We have a lot of new neighbors since moving to Roma Norte last year. The entire colonia has transitioned to being one of Mexico City's hippest neighborhoods. New salad bars, an American Apparel store, Polanco-ish restaurants (and prices), and even a kuru-kuru (conveyor belt) sushi bar.
It's been about a year since we walked the entire neighborhood, so we brought out the camera and spent a Saturday rediscovering Roma Norte. One of the places we went looking for was a hidden plaza and church, Nuestra Señora de la Navtividad, known as La Romita. Before Colonia Roma was what it is today, it was a tiny Aztec pueblo now known as La Romita, and for some reason, locals don't like to disclose its location. So, we never found it, but we did meet someone later that day who works at the sustainable gardening center in La Romita called Sembradores Urbanos, and he told us exactly how to get there. Some of the directions included, "Walk down the alley that looks like a dead end." Intriguing -- I'll have to venture out there soon.
Some photos from our neighborhood stroll...
Around the corner for some tacos de guisado, tlacoyos, hamburgers, or suadero.
Art Bazar every Saturday and Sunday along Alvaro Obregón
Avenida Insurgentes (Mexico City's longest street) cuts through Roma. This picture perfectly depicts the chaotic traffic patterns. Can't even tell whose turn it is to go.
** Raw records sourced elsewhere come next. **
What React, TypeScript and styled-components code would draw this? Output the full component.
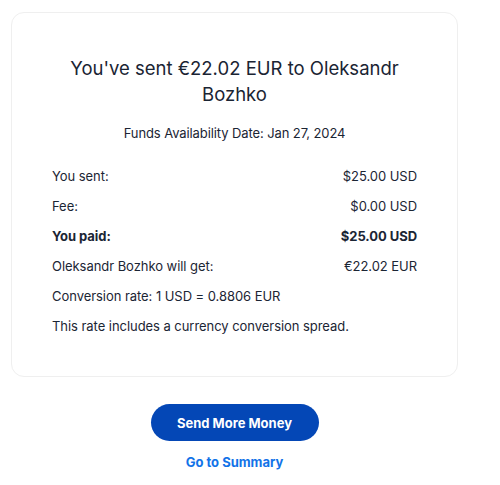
import React from "react";
import styled, { createGlobalStyle } from "styled-components";

const Global = createGlobalStyle`
  html, body { margin: 0; padding: 0; background: #ffffff; }
  body { font-family: Inter, "Liberation Sans", Arial, sans-serif; color: #1b2534; }
`;

const Page = styled.div`
  width: 500px;
  padding: 12px 0 0 11px;
  box-sizing: border-box;
  display: flex;
  flex-direction: column;
  align-items: flex-start;
`;

const Card = styled.section`
  width: 447px;
  height: 365px;
  box-sizing: border-box;
  border: 1px solid #efefef;
  border-radius: 13px;
  padding: 42px 40px 0 40px;
  display: flex;
  flex-direction: column;
`;

const Title = styled.h1`
  margin: 0;
  font-size: 18.5px;
  font-weight: 400;
  line-height: 26px;
  text-align: center;
  color: #1a2433;
`;

const DateLine = styled.p`
  margin: 16px 0 0;
  font-size: 13px;
  line-height: 20px;
  letter-spacing: -0.1px;
  text-align: center;
`;

const Rows = styled.div`
  margin-top: 23px;
  display: flex;
  flex-direction: column;
  gap: 10px;
`;

const Row = styled.div<{ $bold?: boolean }>`
  display: flex;
  justify-content: space-between;
  font-size: 13px;
  line-height: 20px;
  letter-spacing: -0.05px;
  font-weight: ${(p) => (p.$bold ? 700 : 400)};
`;

const Actions = styled.div`
  width: 447px;
  margin-top: 27px;
  display: flex;
  flex-direction: column;
  align-items: center;
  gap: 12px;
`;

const Primary = styled.button`
  width: 168px;
  height: 37px;
  border: none;
  border-radius: 19px;
  background: #0447b6;
  color: #ffffff;
  font-family: inherit;
  font-size: 13px;
  font-weight: 700;
  cursor: pointer;
`;

const LinkBtn = styled.a`
  color: #1273e8;
  font-size: 13px;
  font-weight: 700;
  text-decoration: none;
  line-height: 18px;
`;

export default function App() {
  return (
    <>
      <Global />
      <Page>
        <Card>
          <Title>You've sent €22.02 EUR to Oleksandr Bozhko</Title>
          <DateLine>Funds Availability Date: Jan 27, 2024</DateLine>
          <Rows>
            <Row><span>You sent:</span><span>$25.00 USD</span></Row>
            <Row><span>Fee:</span><span>$0.00 USD</span></Row>
            <Row $bold><span>You paid:</span><span>$25.00 USD</span></Row>
            <Row><span>Oleksandr Bozhko will get:</span><span>€22.02 EUR</span></Row>
            <Row><span>Conversion rate: 1 USD = 0.8806 EUR</span></Row>
            <Row><span>This rate includes a currency conversion spread.</span></Row>
          </Rows>
        </Card>
        <Actions>
          <Primary>Send More Money</Primary>
          <LinkBtn href="#">Go to Summary</LinkBtn>
        </Actions>
      </Page>
    </>
  );
}
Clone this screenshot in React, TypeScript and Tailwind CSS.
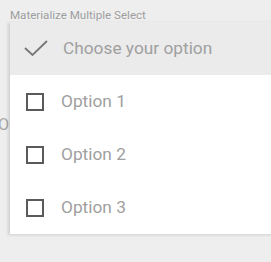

The amazing Metrobus line that runs the length of Insurgentes. One day when I have 3 hours to burn, I'm going to ride that bus from north to south because I can for just 5 pesos.
My favorite torta stand circa 1950s
Roma is starting to look a lot like Paris, dog crap and all.
I have no architectural knowledge, but I do know pretty when I see it.
A souvenir from the 1985 earthquake?
It may not have all the latest foreign foods, but I *heart* my humble grocery store, Sumesa.
Is that decimal in the right place? That's $2 for a medical consultation.